With all of the discussion about the Great Resignation, organizations must find research-proven strategies for retaining their workforce. Current discussions on this topic frequently mention flexibility, wages, and shared leadership. However, research on this topic indicates the answer may be more basic.
A recent study in South Africa uncovered that employees make decisions to stay or leave based on the behaviors of their leaders. This study described the need for leaders to provide a sense of belonging and respect. They summarized their findings as: “It is believed that the ability of leaders to connect at the human interface will continue to significantly influence talent retention, in the future.”
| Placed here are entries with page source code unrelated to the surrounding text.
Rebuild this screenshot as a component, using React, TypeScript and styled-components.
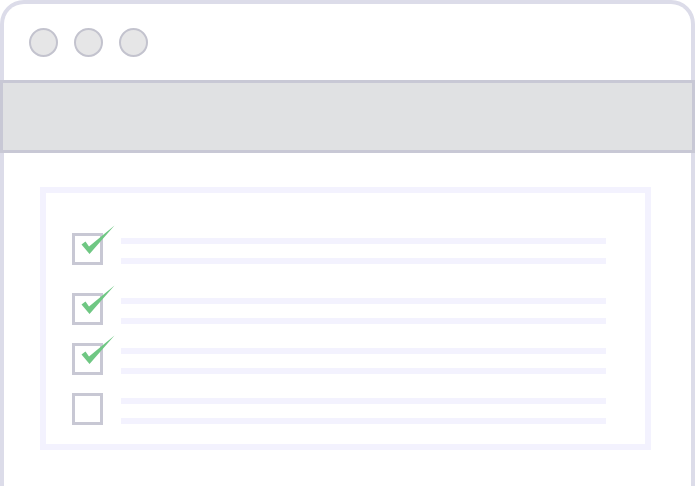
import React from "react";
import styled, { createGlobalStyle } from "styled-components";

const Global = createGlobalStyle`
  html, body { margin: 0; padding: 0; background: #ffffff; }
  body { font-family: "Liberation Sans", Arial, sans-serif; overflow: hidden; }
  * { box-sizing: border-box; }
`;

const Frame = styled.div`
  width: 695px;
  height: 100vh;
  border: 4px solid #dcdce9;
  border-bottom: none;
  border-radius: 24px 24px 0 0;
  background: #ffffff;
  display: flex;
  flex-direction: column;
`;

const TitleBar = styled.div`
  height: 76px;
  display: flex;
  align-items: center;
  gap: 16px;
  padding-left: 25px;
`;

const Dot = styled.span`
  width: 29px;
  height: 29px;
  border-radius: 50%;
  background: #e6e6e7;
  border: 2.5px solid #c3c3ce;
`;

const AddressBar = styled.div`
  height: 73px;
  margin: 0 -4px 0 -4px;
  background: #e0e1e3;
  border: 3px solid #c8c8d5;
`;

const Card = styled.div`
  margin: 34px 40px 0 36px;
  border: 6px solid #f3f2fe;
  padding: 40px 39px 19px 26px;
  display: flex;
  flex-direction: column;
`;

const Row = styled.div<{ $gap: number }>`
  display: flex;
  align-items: flex-start;
  gap: 18px;
  margin-top: ${(p) => p.$gap}px;
`;

const Box = styled.div`
  position: relative;
  width: 31px;
  height: 32px;
  flex: none;
  border: 3px solid #c8c8d4;
  background: #ffffff;
`;

const Check = styled.svg`
  position: absolute;
  left: -3px;
  top: -9px;
  width: 48px;
  height: 36px;
  overflow: visible;
`;

const Lines = styled.div`
  flex: 1;
  display: flex;
  flex-direction: column;
  gap: 14px;
  padding-top: 5px;
`;

const Line = styled.div`
  height: 6px;
  background: #f3f2fe;
`;

const CheckMark = () => (
  <Check viewBox="0 0 48 36">
    <path d="M9.5 17.5 L13.5 14.5 L17 19.5 L42.5 -1.5 L17.5 27 Z" fill="#6fc783" />
  </Check>
);

const items = [
  { checked: true, gap: 0 },
  { checked: true, gap: 28 },
  { checked: true, gap: 18 },
  { checked: false, gap: 18 },
];

export default function App() {
  return (
    <>
      <Global />
      <Frame>
        <TitleBar>
          <Dot />
          <Dot />
          <Dot />
        </TitleBar>
        <AddressBar />
        <Card>
          {items.map((it, i) => (
            <Row key={i} $gap={it.gap}>
              <Box>{it.checked && <CheckMark />}</Box>
              <Lines>
                <Line />
                <Line />
              </Lines>
            </Row>
          ))}
        </Card>
      </Frame>
    </>
  );
}
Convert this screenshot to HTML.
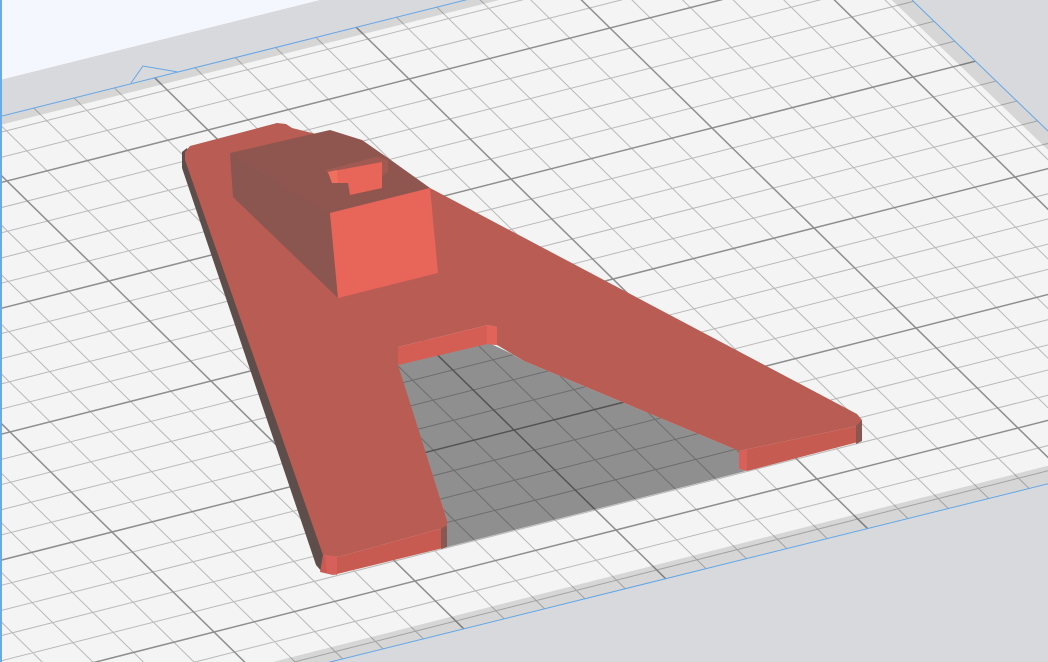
<!DOCTYPE html>
<html><head><meta charset="utf-8"><style>
html,body{margin:0;padding:0;background:#f4f7fd;overflow:hidden;width:1048px;height:662px;}
svg{display:block;overflow:hidden;}
</style></head><body>
<svg width="1048" height="662" viewBox="0 0 1048 662" xmlns="http://www.w3.org/2000/svg">
<defs>
<clipPath id="plate"><polygon points="0,116 819,-89 1341,411 0,744"/></clipPath>
<clipPath id="view"><rect width="1048" height="662"/></clipPath>
</defs>
<g clip-path="url(#view)">
<rect width="1048" height="662" fill="#f4f7fd"/>
<polygon points="0,80 400,-20 1048,-20 1048,662 0,662" fill="#d8d9dc"/>
<polygon points="0,662 1048,440 1048,470 0,690" fill="#dddee1"/>
<polygon points="0,116 819,-89 1341,411 0,744" fill="#f4f4f4"/>
<g clip-path="url(#plate)">
<g transform="matrix(0.804 -0.204 0.408 0.4 712 128)" fill="none">
<path stroke="#b9b9b9" stroke-width="1" vector-effect="non-scaling-stroke" d="M-1200 -700V1350M-1150 -700V1350M-1100 -700V1350M-1050 -700V1350M-950 -700V1350M-900 -700V1350M-850 -700V1350M-800 -700V1350M-700 -700V1350M-650 -700V1350M-600 -700V1350M-550 -700V1350M-450 -700V1350M-400 -700V1350M-350 -700V1350M-300 -700V1350M-200 -700V1350M-150 -700V1350M-100 -700V1350M-50 -700V1350M50 -700V1350M100 -700V1350M150 -700V1350M200 -700V1350M300 -700V1350M350 -700V1350M400 -700V1350M450 -700V1350M550 -700V1350M600 -700V1350
M-1350 -650H650M-1350 -600H650M-1350 -550H650M-1350 -450H650M-1350 -400H650M-1350 -350H650M-1350 -300H650M-1350 -200H650M-1350 -150H650M-1350 -100H650M-1350 -50H650M-1350 50H650M-1350 100H650M-1350 150H650M-1350 200H650M-1350 300H650M-1350 350H650M-1350 400H650M-1350 450H650M-1350 550H650M-1350 600H650M-1350 650H650M-1350 700H650M-1350 800H650M-1350 850H650M-1350 900H650M-1350 950H650M-1350 1050H650M-1350 1100H650M-1350 1150H650M-1350 1200H650M-1350 1300H650"/>
<path stroke="#8e8e8e" stroke-width="1.5" vector-effect="non-scaling-stroke" d="M-1250 -700V1350M-1000 -700V1350M-750 -700V1350M-500 -700V1350M-250 -700V1350M0 -700V1350M250 -700V1350M500 -700V1350
M-1350 -500H650M-1350 -250H650M-1350 0H650M-1350 250H650M-1350 500H650M-1350 750H650M-1350 1000H650M-1350 1250H650"/>
</g>
<g fill="#000" opacity="0.12">
<polygon points="0,116 819,-89 819,-80 0,125"/>
<polygon points="0,744 1341,411 1300,402 0,731"/>
<polygon points="819,-89 1341,411 1320,411 799,-89"/>
</g>
</g>
<g fill="none" stroke="#62a6e6" stroke-width="1">
<polyline points="0,116.5 819,-88.5"/>
<polyline points="0,744 1341,411"/>
<polyline points="912,0 1048,131"/>
<polyline points="131,83 143,66 178,72"/>
</g>
<rect x="0" y="0" width="2" height="662" fill="#6aaae8"/>
<polygon points="397,364 487,342 510,353 524,361 739,451 739,469 746,471 447,547 447,520" fill="#000" opacity="0.41"/>
<polygon points="182,152 187,148 324,555 322,572 316,565 182,168" fill="#5e4e4b"/>
<polygon points="185,152 190,146 277,123 286,124 292,128 340,140 430,188 857,414 862,420 857,426 739,451 524,361 497,345 497,327 488,325 398,347 398,365 447,520 447,527 338,557 323,555 185,160" fill="#b95c53"/>
<polygon points="739,451 857,426 862,421 862,441 747,471 739,469" fill="#c65b51"/>
<polygon points="856,426 862,420 862,441 856,444" fill="#8a5651"/>
<polygon points="739,451 747,450 747,471 739,469" fill="#d8605a"/>
<polygon points="323,555 338,557 447,527 447,547 333,575 320,572" fill="#c85b51"/>
<polygon points="325,555 337,557 337,575 327,573" fill="#d8605a"/>
<polygon points="441,528 447,526 447,547 441,549" fill="#8a5651"/>
<polygon points="398,347 488,325 497,327 497,345 487,344 398,365" fill="#d45d54"/>
<polygon points="487,325 497,327 497,345 487,344" fill="#e0645a"/>
<polygon points="230,153 330,130 362,140 388,158 430,188 330,213" fill="#8f5650"/>
<polygon points="230,153 330,213 338,298 233,197" fill="#8b5550"/>
<polygon points="330,213 430,188 438,273 338,298" fill="#e8655a"/>
<polygon points="326,170 376,157 388,160 388,172 382,176 382,162 328,174" fill="#a05a52"/>
<polygon points="328,172 382,162 382,188 350,195 348,183 332,183" fill="#e8655a"/>
<polygon points="328,172 337,170 338,183 332,183" fill="#f0705f"/>
</g>
</svg>
</body></html>
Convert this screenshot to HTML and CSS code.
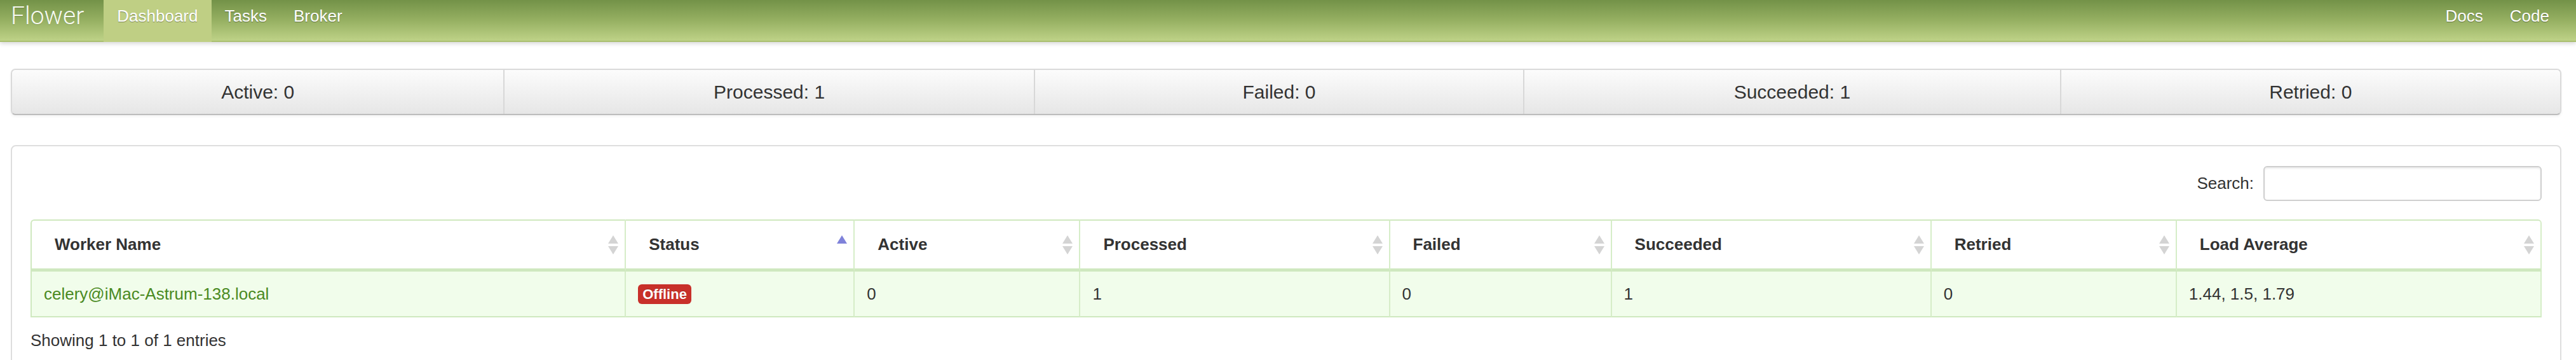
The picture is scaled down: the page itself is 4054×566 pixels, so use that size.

Another study found that while poor leadership drives people out, exemplary leaders help people to commit. They found that 60% of respondents reported leaving a company because of a “bad boss”. Similar to other studies on the topic, they found that when employees have regular productive interactions with their bosses they are more likely to stay. The authors suggest that ongoing leadership training is needed to support leaders. Training that focuses on the leader’s ability to connect with others and communicate, as well as listen.
It turns out that these studies support our findings at Meaning-Centered Leadership. The first element of Meaning-Centered Leadership is Engagement. It’s Engagement that is built by establishing trusting relationships, showing care and concern and using open communication and active listening. Leaders must be able to build trusting relationships that allow them to convey appreciation and respect.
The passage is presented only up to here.